Hong Kong Financial Secretary Antony Leung Kam-chung factored in a 4.75% civil service pay cut in his March Budget to save HK$5 billion a year in the face of the SAR's monster budget deficit, but a leading think-tank said yesterday that cuts to civil service salaries would further dampen weak consumer sentiment.

Better Hong Kong Foundation executive director Alan Siu said the Government needed to address the inflexibility in civil service salaries rather than simply cutting salaries. In its short-term economic forecast released yesterday, the foundation said consumption would also not be helped by likely tax increases in the future as a way to finance the SAR's budget deficits. The foundation said private consumption would shrink 0.8% in the first quarter and 2% in the second quarter, although it thinks that GDP will grow by 1% and 2% in the year as a whole. This would follow the 1.6% economic shrinkage in the fourth quarter of last year, contributing to meagre full-year growth of 0.1%.

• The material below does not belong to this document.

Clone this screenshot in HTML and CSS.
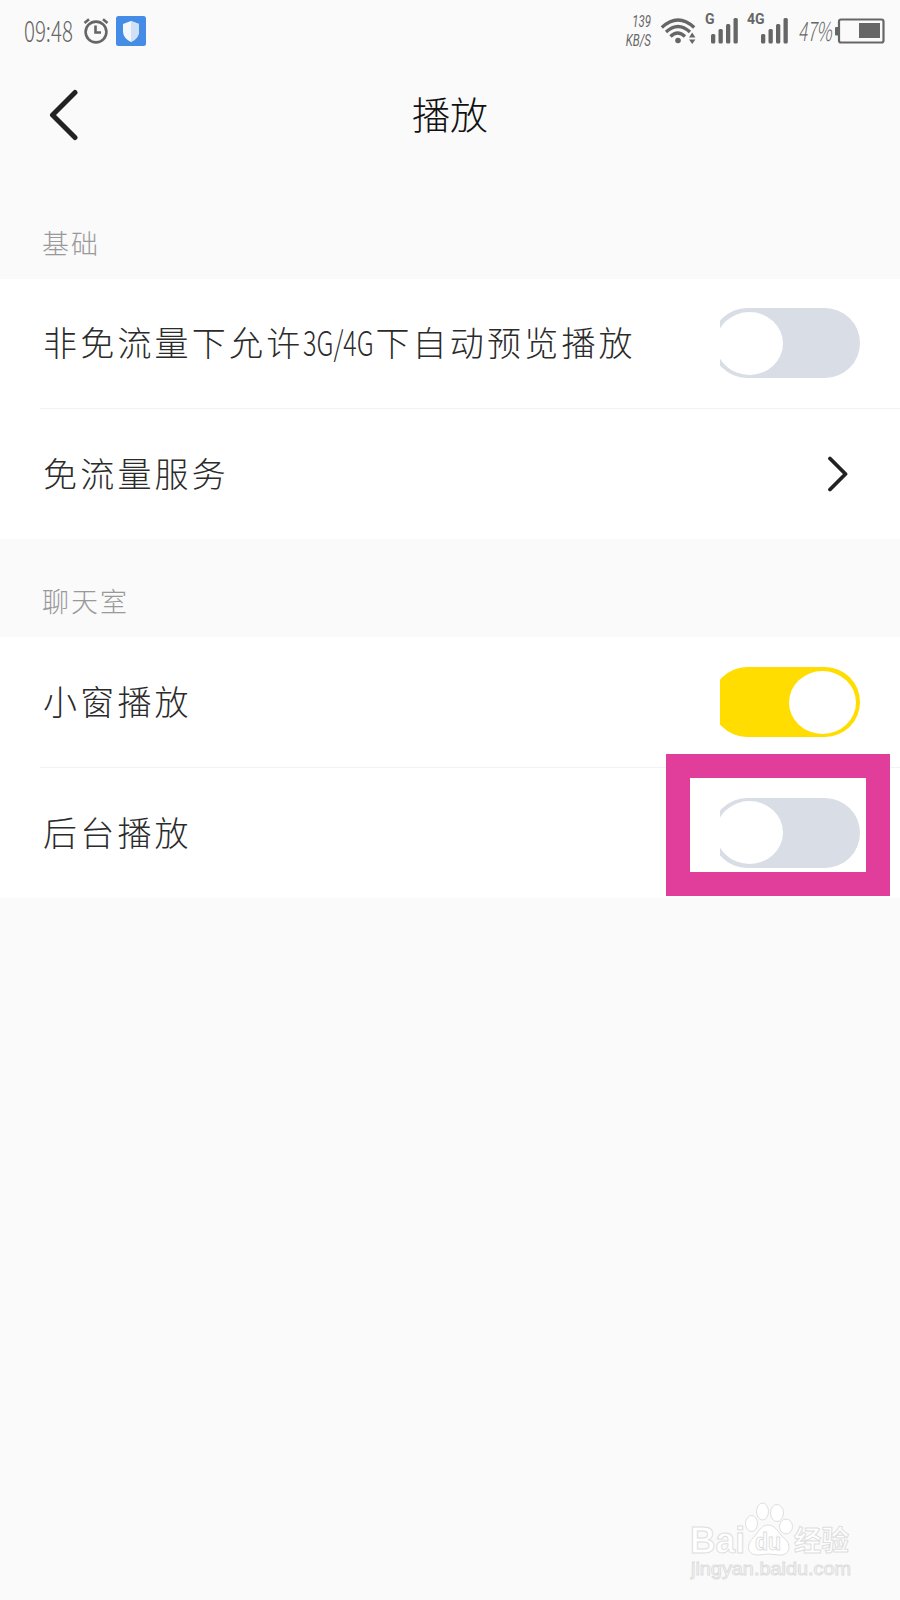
FILE: index.html
```html
<!DOCTYPE html>
<html lang="zh-CN">
<head>
  <meta charset="UTF-8">
  <meta name="viewport" content="width=device-width, initial-scale=1.0">
  <title>播放</title>
  <link rel="stylesheet" href="styles.css">
</head>
<body>
  <div class="status-bar">
    <span class="time">09:48</span>
    <svg class="alarm" width="26" height="26" viewBox="0 0 26 26" fill="none" stroke="#666" stroke-width="2.6">
      <circle cx="13" cy="14" r="10.4"/>
      <path d="M12.500 7.500V14.500H18"/>
      <path d="M1.500 5L6 1.300M20 1.300L24.500 5"/>
    </svg>
    <svg class="shield" width="30" height="30" viewBox="0 0 30 30">
      <rect width="30" height="30" rx="2.500" fill="#458ce6"/>
      <path d="M15 5L23 8V15C23 20 20 23.500 15 26C10 23.500 7 20 7 15V8Z" fill="#f3f7fd"/>
      <path d="M15 5L23 8V15C23 20 20 23.500 15 26Z" fill="#cfe0f7"/>
    </svg>
    <div class="status-right">
      <div class="speed"><span>139</span><span>KB/S</span></div>
      <svg class="wifi" width="36" height="27" viewBox="0 0 36 27" fill="none" stroke="#666" stroke-width="3.300">
        <path d="M1.800 9.500Q18 -5.500 34.200 9.500"/>
        <path d="M6 14Q18 3 30 14"/>
        <path d="M10.500 18.500Q17.500 11.500 25 18.500"/>
        <circle cx="18" cy="22.500" r="2.800" fill="#666" stroke="none"/>
        <path d="M29 19.500L32.200 14.500L35.400 19.500ZM29 21.500H35.400L32.200 26Z" fill="#666" stroke="none"/>
      </svg>
      <span class="net net-g">G</span>
      <svg class="signal" width="27" height="26" viewBox="0 0 27 26" fill="#666">
        <rect x="0" y="16" width="4.300" height="9.500" rx="1.500"/>
        <rect x="7.500" y="11" width="4.300" height="14.500" rx="1.500"/>
        <rect x="15" y="6" width="4.300" height="19.500" rx="1.500"/>
        <rect x="22.500" y="0" width="4.300" height="25.500" rx="1.500"/>
      </svg>
      <span class="net net-4g">4G</span>
      <svg class="signal" width="27" height="26" viewBox="0 0 27 26" fill="#666">
        <rect x="0" y="16" width="4.300" height="9.500" rx="1.500"/>
        <rect x="7.500" y="11" width="4.300" height="14.500" rx="1.500"/>
        <rect x="15" y="6" width="4.300" height="19.500" rx="1.500"/>
        <rect x="22.500" y="0" width="4.300" height="25.500" rx="1.500"/>
      </svg>
      <span class="percent">47%</span>
      <svg class="battery" width="50" height="26" viewBox="0 0 50 26">
        <rect x="0" y="9" width="4" height="8.500" rx="1" fill="#666"/>
        <rect x="4" y="1.500" width="44.500" height="23" rx="2" fill="none" stroke="#666" stroke-width="2.200"/>
        <rect x="24" y="5" width="21" height="15" fill="#666"/>
      </svg>
    </div>
  </div>

  <header class="header">
    <svg class="back" width="30" height="52" viewBox="0 0 30 52" fill="none" stroke="#222" stroke-width="5" stroke-linecap="round" stroke-linejoin="round">
      <path d="M26 3.500L3.500 26L26 48.500"/>
    </svg>
    <h1>播放</h1>
  </header>

  <h2 class="section-title first">基础</h2>
  <div class="group">
    <div class="row short">
      <span class="label">非免流量下允许<span class="latin">3G/4G</span>下自动预览播放</span>
      <div class="switch"><div class="track"><div class="knob"></div></div></div>
    </div>
    <div class="row">
      <span class="label">免流量服务</span>
      <svg class="arrow" width="22" height="36" viewBox="0 0 22 36" fill="none" stroke="#222" stroke-width="3.800" stroke-linecap="round" stroke-linejoin="round">
        <path d="M3 2.500L18.500 18L3 33.500"/>
      </svg>
    </div>
  </div>

  <h2 class="section-title">聊天室</h2>
  <div class="group">
    <div class="row">
      <span class="label">小窗播放</span>
      <div class="switch on"><div class="track"><div class="knob"></div></div></div>
    </div>
    <div class="row">
      <span class="label">后台播放</span>
      <div class="switch"><div class="track"><div class="knob"></div></div></div>
      <div class="highlight"></div>
    </div>
  </div>

  <svg class="watermark" width="170" height="92" viewBox="0 0 170 92" fill="#fff" stroke="#dedede" stroke-width="1">
    <ellipse cx="61.500" cy="31.500" rx="6" ry="8"/>
    <ellipse cx="72.500" cy="19.500" rx="6" ry="8.500"/>
    <ellipse cx="87" cy="21" rx="6.500" ry="8.500"/>
    <ellipse cx="96" cy="34.500" rx="6.500" ry="7.500"/>
    <path d="M78 33C86 33 88 41 94 46C103 53 99 64 89 63Q78 61 68 63C57 63 56 53 63 46C68 41 71 33 78 33Z"/>
    <g class="wm-text">
      <text x="0" y="61" font-size="36" textLength="55" lengthAdjust="spacingAndGlyphs">Bai</text>
      <text x="65" y="58" font-size="23" textLength="26" lengthAdjust="spacingAndGlyphs">du</text>
      <text x="104" y="59" font-size="28" textLength="55" lengthAdjust="spacingAndGlyphs">经验</text>
    </g>
    <text class="wm-url" x="1" y="83" font-size="18" textLength="160" lengthAdjust="spacingAndGlyphs">jingyan.baidu.com</text>
  </svg>
</body>
</html>
```

FILE: styles.css
```css
* {
  box-sizing: border-box;
}

body {
  margin: 0;
  position: relative;
  height: 1600px;
  overflow: hidden;
  background-color: #fafafa;
  color: #2b2b2b;
  font-family: "Noto Sans CJK SC", sans-serif;
}

.status-bar {
  display: flex;
  align-items: center;
  height: 62px;
  padding: 0 15px 0 24px;
  color: #666;
  font-weight: 300;
}

.time {
  width: 59px;
  margin-top: -2px;
  font-size: 28px;
  line-height: 36px;
  white-space: nowrap;
  transform: scaleX(0.73);
  transform-origin: left;
}

.shield {
  margin-left: 7px;
}

.status-right {
  display: flex;
  align-items: center;
  margin-left: auto;
}

.speed {
  display: flex;
  flex-direction: column;
  align-items: flex-end;
  width: 28px;
  margin-right: 9px;
  font-family: Roboto, sans-serif;
  font-size: 16px;
  font-style: italic;
  font-weight: 400;
  line-height: 19px;
  transform: scaleX(0.72);
  transform-origin: right;
}

.net {
  align-self: flex-start;
  font-family: Roboto, sans-serif;
  font-size: 14px;
  font-weight: 700;
  line-height: 14px;
}

.net-g {
  width: 6px;
  margin-left: 9px;
}

.net-4g {
  width: 14px;
  margin-left: 9px;
}

.percent {
  width: 37px;
  margin-top: -2px;
  margin-left: 10px;
  font-size: 26px;
  font-style: italic;
  line-height: 36px;
  white-space: nowrap;
  transform: scaleX(0.66);
  transform-origin: left;
}

.header {
  display: flex;
  align-items: center;
  height: 106px;
  padding: 0 49px;
}

.header h1 {
  flex: 1;
  margin: -4px 30px 0 0;
  color: #111;
  font-size: 38px;
  font-weight: 300;
  line-height: 50px;
  text-align: center;
}

.section-title {
  height: 98px;
  margin: 0;
  padding: 44px 42px 0;
  color: #999;
  font-size: 27px;
  font-weight: 300;
  line-height: 36px;
  letter-spacing: 2px;
}

.section-title.first {
  height: 111px;
  padding-top: 57px;
}

.group {
  background-color: #fff;
}

.row {
  position: relative;
  display: flex;
  align-items: center;
  justify-content: space-between;
  height: 130px;
  padding: 0 40px 0 43px;
}

.row.short {
  height: 129px;
  padding-bottom: 1px;
}

.row + .row {
  height: 131px;
}

.row + .row::before {
  content: "";
  position: absolute;
  top: 0;
  left: 40px;
  right: 0;
  height: 1px;
  background-color: #f2f2f2;
}

.label {
  margin-top: -2px;
  font-size: 34px;
  font-weight: 300;
  line-height: 50px;
  letter-spacing: 3.2px;
  white-space: nowrap;
}

.latin {
  display: inline-block;
  width: 72px;
  letter-spacing: 0;
  transform: scaleX(0.74);
  transform-origin: left;
}

.switch {
  width: 140px;
  height: 70px;
  overflow: hidden;
}

/* track is wider than the switch, so its left end gets cut off */
.track {
  display: flex;
  align-items: center;
  width: 148px;
  height: 70px;
  margin-left: -8px;
  padding: 0 4px;
  border-radius: 35px;
  background-color: #d9dde6;
}

.knob {
  width: 67px;
  height: 63px;
  border-radius: 50%;
  background-color: #fff;
}

.on .track {
  justify-content: flex-end;
  background-color: #ffdd00;
}

.arrow {
  margin-right: 11px;
}

.highlight {
  position: absolute;
  top: -13px;
  right: 10px;
  width: 224px;
  height: 142px;
  border: 24px solid #e03e9a;
}

.watermark {
  position: absolute;
  left: 690px;
  top: 1492px;
}

.wm-text {
  font-family: "Liberation Sans", "Noto Sans CJK SC", sans-serif;
  font-weight: 700;
}

.wm-url {
  font-family: "Liberation Sans", sans-serif;
}
```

"The second quarter of 2002 may well be the turning point of the present economic contraction in the business cycle," foundation chairman Richard Wong Yue-chim said, adding that exports would remain the engine for Hong Kong's growth in the near future.

Mr Siu said the Government could introduce a bonus system similar to the private sector, as the Singapore Government had done, and also advocated de-linking academic pay-scales from the civil service to make them more attuned to the market.